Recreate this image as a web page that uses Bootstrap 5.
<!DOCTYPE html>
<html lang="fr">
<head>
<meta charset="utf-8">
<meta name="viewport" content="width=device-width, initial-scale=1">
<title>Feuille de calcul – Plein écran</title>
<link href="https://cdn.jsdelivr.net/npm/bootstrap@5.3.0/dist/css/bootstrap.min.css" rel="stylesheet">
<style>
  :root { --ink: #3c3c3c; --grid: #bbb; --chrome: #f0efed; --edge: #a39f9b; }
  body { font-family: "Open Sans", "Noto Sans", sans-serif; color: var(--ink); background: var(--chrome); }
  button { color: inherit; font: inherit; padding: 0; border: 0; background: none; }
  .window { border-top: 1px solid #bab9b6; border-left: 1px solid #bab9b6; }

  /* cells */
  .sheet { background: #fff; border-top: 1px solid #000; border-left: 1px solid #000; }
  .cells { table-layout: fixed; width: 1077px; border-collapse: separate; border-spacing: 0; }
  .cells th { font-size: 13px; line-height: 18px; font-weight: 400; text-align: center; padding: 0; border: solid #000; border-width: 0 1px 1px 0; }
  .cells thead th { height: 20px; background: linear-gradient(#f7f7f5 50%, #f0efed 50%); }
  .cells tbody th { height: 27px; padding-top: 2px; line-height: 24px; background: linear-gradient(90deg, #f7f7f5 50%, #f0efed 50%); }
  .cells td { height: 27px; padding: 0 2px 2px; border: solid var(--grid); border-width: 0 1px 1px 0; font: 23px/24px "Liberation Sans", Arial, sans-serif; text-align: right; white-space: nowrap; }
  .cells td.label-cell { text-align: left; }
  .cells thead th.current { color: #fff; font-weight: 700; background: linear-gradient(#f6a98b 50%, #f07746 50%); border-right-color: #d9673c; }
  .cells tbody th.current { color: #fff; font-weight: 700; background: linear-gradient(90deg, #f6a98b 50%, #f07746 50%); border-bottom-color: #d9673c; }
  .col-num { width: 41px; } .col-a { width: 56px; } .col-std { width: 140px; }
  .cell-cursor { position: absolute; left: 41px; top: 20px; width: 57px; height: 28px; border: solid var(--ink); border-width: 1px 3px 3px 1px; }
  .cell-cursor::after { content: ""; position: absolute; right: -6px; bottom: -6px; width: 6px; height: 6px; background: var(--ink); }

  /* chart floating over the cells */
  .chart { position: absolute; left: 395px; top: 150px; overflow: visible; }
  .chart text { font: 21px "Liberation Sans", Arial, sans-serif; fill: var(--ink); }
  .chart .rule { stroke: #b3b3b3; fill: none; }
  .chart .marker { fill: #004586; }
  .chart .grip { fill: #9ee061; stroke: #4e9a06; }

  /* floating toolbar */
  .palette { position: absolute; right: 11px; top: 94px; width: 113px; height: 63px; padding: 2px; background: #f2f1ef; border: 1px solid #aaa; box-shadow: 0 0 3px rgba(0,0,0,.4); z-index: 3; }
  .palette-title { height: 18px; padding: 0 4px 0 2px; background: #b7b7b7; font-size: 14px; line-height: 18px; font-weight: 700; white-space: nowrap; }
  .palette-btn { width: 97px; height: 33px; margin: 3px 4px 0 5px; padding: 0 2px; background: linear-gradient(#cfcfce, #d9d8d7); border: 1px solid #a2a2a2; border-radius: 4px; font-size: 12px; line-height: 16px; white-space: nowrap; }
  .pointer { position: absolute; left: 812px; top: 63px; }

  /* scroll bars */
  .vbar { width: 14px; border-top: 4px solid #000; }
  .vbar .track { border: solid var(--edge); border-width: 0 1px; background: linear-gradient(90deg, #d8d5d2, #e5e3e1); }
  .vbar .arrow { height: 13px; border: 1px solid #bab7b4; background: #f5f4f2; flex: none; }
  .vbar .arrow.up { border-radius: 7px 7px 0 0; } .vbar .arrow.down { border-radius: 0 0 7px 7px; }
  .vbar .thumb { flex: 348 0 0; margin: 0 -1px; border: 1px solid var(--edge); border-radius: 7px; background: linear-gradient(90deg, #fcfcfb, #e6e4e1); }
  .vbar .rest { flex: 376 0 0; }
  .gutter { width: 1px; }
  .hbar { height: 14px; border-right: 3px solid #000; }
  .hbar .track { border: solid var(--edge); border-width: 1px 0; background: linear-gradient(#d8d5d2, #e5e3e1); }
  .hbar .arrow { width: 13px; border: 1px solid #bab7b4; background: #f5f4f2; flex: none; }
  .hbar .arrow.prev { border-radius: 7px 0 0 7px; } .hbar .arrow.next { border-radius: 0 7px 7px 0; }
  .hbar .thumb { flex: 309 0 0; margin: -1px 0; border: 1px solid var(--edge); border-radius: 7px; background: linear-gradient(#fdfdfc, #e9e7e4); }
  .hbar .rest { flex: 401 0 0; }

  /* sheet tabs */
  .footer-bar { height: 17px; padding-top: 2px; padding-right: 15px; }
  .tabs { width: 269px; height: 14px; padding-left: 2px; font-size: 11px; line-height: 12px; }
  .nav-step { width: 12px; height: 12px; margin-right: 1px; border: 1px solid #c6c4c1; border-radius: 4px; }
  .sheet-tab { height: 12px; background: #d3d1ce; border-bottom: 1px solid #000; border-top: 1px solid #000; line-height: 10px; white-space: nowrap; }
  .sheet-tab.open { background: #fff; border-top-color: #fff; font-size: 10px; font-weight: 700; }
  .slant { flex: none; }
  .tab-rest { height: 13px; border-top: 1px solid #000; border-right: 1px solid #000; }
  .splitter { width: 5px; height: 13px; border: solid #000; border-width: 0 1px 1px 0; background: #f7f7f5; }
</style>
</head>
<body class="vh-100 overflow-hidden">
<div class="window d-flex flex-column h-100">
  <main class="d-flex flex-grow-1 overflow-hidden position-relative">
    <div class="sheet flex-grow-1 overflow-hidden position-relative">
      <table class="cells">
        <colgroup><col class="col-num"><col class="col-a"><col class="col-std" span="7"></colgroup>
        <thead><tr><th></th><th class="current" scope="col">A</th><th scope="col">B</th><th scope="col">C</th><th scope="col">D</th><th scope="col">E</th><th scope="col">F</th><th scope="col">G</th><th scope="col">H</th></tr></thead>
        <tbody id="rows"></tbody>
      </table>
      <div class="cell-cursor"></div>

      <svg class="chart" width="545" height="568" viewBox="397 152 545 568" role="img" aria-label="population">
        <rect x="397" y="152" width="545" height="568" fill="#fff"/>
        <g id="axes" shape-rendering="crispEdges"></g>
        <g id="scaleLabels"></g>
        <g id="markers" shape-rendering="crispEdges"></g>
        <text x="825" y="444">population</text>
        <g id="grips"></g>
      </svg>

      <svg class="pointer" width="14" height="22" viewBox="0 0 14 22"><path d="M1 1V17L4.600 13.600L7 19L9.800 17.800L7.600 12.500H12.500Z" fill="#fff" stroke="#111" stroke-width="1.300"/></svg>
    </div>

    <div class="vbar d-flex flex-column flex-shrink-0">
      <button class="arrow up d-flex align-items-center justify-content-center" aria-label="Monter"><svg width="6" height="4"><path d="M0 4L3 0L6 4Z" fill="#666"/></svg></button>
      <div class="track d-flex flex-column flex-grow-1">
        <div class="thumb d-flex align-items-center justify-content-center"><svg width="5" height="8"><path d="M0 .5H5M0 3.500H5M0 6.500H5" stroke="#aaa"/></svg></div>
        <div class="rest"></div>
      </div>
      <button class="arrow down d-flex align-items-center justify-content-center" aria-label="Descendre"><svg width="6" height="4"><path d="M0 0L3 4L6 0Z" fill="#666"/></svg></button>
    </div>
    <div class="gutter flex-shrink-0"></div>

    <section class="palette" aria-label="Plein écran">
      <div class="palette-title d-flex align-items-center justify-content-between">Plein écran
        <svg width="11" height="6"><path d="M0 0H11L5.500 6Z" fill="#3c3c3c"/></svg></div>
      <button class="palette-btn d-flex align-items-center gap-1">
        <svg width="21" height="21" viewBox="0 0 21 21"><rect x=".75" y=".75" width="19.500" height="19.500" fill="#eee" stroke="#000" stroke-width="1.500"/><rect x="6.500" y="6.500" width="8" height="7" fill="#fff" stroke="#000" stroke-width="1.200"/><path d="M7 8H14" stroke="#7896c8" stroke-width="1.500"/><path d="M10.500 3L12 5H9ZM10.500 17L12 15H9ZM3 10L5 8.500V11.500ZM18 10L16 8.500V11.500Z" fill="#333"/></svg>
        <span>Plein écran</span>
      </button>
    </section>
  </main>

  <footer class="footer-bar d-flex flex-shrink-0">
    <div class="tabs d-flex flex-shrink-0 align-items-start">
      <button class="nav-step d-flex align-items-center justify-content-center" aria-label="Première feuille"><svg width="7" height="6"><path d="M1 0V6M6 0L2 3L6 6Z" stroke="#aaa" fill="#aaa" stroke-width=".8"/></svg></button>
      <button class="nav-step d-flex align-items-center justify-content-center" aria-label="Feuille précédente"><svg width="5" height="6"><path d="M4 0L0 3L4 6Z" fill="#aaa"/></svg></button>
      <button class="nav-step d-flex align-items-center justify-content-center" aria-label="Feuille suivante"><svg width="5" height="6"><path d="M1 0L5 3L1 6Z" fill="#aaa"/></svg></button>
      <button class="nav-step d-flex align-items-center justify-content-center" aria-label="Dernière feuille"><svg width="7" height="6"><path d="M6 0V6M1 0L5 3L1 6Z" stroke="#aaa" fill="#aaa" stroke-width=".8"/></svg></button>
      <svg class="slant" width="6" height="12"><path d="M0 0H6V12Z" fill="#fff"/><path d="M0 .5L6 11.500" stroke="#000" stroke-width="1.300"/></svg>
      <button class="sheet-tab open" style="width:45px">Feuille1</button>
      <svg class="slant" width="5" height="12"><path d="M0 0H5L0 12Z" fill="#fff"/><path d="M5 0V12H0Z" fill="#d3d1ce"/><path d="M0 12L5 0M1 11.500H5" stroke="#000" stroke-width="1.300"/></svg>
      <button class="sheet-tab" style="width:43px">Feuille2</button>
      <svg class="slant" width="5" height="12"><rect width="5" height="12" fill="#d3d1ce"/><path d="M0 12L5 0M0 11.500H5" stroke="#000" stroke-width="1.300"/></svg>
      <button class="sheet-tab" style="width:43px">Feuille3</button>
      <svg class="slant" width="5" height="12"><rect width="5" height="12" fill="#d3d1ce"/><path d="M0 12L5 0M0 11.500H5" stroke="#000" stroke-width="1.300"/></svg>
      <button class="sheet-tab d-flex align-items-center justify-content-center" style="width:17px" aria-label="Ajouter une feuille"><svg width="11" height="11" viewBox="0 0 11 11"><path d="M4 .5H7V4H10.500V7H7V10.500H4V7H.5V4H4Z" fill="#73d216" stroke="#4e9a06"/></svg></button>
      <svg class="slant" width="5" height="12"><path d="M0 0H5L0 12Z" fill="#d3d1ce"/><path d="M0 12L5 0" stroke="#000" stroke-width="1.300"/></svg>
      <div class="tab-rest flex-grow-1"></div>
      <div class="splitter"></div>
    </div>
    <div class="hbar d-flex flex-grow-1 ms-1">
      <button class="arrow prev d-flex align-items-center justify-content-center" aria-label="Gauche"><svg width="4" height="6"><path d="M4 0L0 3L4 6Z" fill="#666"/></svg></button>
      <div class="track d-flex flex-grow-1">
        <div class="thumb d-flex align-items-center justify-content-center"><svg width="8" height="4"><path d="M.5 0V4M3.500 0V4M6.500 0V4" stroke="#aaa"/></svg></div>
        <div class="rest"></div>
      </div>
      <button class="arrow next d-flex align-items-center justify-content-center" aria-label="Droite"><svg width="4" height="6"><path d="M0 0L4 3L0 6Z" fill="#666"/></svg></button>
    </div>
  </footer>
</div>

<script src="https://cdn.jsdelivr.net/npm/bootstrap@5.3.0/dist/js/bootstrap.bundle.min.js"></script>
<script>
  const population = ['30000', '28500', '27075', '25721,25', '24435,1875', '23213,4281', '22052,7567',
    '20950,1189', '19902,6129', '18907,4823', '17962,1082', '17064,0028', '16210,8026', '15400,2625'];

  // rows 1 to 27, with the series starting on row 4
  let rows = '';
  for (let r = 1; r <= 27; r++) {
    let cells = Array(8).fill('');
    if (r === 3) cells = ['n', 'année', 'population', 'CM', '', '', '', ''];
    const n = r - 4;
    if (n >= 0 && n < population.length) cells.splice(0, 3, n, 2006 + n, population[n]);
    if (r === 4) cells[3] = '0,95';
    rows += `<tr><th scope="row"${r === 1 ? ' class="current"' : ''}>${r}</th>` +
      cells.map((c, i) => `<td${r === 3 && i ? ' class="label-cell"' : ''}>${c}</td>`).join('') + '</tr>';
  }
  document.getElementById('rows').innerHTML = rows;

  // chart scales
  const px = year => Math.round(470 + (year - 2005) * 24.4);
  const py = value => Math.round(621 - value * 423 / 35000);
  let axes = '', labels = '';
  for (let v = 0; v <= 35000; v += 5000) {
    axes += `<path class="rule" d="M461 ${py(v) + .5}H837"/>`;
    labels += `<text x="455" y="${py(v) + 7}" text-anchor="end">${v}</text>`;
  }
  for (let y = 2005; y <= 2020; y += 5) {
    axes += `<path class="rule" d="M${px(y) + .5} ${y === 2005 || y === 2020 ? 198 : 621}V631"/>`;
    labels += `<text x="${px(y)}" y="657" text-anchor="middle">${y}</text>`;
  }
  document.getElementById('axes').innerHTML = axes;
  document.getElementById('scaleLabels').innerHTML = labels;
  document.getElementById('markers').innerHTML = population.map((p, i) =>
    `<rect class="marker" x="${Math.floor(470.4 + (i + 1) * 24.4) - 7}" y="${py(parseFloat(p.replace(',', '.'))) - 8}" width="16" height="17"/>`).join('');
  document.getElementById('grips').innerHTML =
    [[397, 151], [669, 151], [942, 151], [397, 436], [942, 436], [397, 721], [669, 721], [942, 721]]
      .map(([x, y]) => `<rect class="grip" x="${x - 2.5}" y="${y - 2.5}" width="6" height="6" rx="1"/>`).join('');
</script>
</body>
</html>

- **Directions**: In the listing above, please print only the lines from the first one to the line where "#bab9b6; border-left: 1px" appears, exactly as written, both of those lines included.

- **Answer to this task**:
Recreate this image as a web page that uses Bootstrap 5.
<!DOCTYPE html>
<html lang="fr">
<head>
<meta charset="utf-8">
<meta name="viewport" content="width=device-width, initial-scale=1">
<title>Feuille de calcul – Plein écran</title>
<link href="https://cdn.jsdelivr.net/npm/bootstrap@5.3.0/dist/css/bootstrap.min.css" rel="stylesheet">
<style>
  :root { --ink: #3c3c3c; --grid: #bbb; --chrome: #f0efed; --edge: #a39f9b; }
  body { font-family: "Open Sans", "Noto Sans", sans-serif; color: var(--ink); background: var(--chrome); }
  button { color: inherit; font: inherit; padding: 0; border: 0; background: none; }
  .window { border-top: 1px solid #bab9b6; border-left: 1px solid #bab9b6; }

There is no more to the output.